DATA SEGMENT:
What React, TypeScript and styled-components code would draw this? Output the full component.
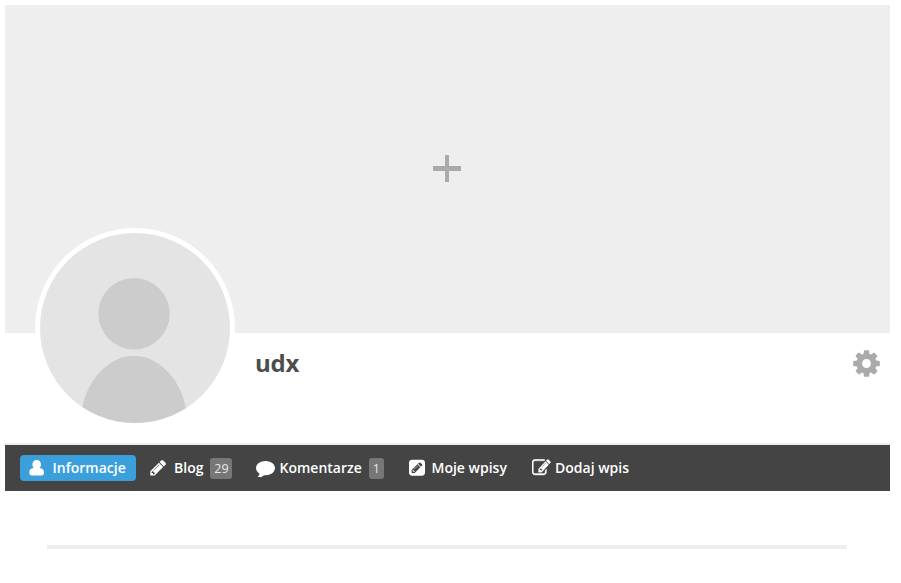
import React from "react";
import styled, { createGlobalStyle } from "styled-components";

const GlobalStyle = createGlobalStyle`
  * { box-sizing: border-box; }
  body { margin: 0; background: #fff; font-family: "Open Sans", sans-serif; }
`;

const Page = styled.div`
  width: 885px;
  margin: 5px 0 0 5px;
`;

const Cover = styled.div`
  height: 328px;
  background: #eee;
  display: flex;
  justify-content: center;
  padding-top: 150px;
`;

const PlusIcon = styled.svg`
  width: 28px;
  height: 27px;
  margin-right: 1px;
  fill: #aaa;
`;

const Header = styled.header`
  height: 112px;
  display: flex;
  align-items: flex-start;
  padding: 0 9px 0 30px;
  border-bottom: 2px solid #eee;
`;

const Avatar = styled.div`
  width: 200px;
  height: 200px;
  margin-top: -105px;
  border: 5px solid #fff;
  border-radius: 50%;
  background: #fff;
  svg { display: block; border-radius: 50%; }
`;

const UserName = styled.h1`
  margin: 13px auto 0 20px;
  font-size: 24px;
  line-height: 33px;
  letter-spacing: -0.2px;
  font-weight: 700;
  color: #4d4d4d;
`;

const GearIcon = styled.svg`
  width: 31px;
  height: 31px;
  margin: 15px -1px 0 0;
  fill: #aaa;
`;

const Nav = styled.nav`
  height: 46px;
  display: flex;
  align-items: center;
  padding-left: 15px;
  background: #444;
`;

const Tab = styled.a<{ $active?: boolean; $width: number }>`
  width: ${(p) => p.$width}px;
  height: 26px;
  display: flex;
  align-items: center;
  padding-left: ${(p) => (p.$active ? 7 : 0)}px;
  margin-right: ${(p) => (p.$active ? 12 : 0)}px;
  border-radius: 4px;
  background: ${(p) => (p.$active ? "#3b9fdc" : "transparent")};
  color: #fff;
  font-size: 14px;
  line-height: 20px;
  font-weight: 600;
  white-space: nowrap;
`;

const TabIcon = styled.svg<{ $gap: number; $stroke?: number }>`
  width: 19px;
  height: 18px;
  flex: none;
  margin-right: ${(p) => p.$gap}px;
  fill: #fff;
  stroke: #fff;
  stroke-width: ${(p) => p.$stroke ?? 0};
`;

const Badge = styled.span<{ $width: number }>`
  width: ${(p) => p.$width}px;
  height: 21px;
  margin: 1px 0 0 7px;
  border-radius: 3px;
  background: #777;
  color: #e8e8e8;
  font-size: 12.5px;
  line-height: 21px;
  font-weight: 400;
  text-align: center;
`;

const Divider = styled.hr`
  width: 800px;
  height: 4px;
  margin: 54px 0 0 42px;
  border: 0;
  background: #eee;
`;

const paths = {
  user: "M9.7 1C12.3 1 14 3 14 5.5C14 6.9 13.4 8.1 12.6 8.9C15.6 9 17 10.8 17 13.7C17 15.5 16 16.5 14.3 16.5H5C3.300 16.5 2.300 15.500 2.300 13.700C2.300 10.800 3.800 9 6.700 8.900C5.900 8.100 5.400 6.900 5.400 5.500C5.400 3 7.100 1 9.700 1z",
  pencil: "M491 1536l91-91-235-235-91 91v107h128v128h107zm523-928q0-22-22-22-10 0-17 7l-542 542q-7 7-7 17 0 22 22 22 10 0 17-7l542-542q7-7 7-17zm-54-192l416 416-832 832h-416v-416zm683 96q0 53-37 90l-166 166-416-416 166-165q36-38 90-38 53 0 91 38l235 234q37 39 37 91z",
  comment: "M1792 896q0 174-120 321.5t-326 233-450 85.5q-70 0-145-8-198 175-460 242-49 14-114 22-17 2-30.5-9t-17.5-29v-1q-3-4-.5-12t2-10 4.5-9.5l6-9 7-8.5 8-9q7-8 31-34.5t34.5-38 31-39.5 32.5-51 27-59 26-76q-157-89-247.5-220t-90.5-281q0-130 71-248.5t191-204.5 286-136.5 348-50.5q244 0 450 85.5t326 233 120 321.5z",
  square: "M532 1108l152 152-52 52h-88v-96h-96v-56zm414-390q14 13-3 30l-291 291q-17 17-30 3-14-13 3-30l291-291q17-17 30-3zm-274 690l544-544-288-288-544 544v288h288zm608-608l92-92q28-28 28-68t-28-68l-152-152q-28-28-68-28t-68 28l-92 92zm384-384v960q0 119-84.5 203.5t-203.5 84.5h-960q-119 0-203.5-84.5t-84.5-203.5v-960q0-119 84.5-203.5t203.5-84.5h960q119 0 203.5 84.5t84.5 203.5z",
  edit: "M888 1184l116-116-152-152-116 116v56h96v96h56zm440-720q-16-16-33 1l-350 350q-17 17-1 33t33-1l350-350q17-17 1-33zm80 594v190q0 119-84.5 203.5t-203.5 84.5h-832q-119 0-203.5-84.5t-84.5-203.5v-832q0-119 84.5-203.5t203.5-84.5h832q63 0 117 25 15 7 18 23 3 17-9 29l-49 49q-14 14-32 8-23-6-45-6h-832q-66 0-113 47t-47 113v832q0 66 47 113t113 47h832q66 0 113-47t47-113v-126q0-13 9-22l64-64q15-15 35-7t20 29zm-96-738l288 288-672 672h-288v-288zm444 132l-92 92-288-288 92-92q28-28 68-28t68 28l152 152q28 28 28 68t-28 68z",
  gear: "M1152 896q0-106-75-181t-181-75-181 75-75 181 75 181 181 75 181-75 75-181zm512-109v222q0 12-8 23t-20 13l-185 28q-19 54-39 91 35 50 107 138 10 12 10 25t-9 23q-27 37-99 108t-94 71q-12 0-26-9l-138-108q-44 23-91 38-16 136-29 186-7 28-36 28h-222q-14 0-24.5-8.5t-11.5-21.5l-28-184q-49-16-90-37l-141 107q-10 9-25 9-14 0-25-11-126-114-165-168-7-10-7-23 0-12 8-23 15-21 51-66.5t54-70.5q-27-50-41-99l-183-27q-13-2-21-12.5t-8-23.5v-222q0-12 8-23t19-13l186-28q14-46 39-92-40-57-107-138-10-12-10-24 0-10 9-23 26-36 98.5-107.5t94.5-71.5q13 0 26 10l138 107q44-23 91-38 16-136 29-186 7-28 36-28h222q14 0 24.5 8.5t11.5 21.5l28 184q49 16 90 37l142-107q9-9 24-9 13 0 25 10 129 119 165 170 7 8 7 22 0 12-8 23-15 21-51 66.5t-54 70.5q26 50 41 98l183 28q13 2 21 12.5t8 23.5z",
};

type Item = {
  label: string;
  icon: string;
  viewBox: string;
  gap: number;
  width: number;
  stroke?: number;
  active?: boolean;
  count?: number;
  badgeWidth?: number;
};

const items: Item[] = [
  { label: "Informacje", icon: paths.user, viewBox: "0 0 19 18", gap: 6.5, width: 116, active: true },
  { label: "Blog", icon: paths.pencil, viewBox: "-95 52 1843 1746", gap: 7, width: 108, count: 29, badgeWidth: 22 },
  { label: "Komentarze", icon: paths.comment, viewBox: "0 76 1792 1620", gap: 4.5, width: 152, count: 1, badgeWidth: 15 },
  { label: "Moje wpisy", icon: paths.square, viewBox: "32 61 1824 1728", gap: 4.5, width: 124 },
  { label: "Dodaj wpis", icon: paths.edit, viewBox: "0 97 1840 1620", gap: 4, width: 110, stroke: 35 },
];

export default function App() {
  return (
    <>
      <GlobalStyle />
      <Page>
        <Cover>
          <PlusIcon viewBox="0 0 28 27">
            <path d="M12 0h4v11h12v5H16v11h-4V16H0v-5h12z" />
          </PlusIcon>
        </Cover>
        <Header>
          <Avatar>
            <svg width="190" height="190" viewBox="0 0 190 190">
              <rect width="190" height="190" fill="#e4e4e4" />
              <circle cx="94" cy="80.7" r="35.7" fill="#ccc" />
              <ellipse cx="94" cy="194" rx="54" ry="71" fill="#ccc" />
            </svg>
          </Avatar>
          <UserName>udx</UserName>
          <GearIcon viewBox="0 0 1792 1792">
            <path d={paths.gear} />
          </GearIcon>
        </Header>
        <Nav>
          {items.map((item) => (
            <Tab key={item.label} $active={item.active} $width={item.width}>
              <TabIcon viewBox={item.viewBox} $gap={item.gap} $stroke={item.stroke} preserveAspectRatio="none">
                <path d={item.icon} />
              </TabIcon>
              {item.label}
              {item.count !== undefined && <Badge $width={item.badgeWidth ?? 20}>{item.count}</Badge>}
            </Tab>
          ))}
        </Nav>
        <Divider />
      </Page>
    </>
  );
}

TO BE DONE:
Search the data above for the string "React" and copy each line that has it.

RESULT:
What React, TypeScript and styled-components code would draw this? Output the full component.
import React from "react";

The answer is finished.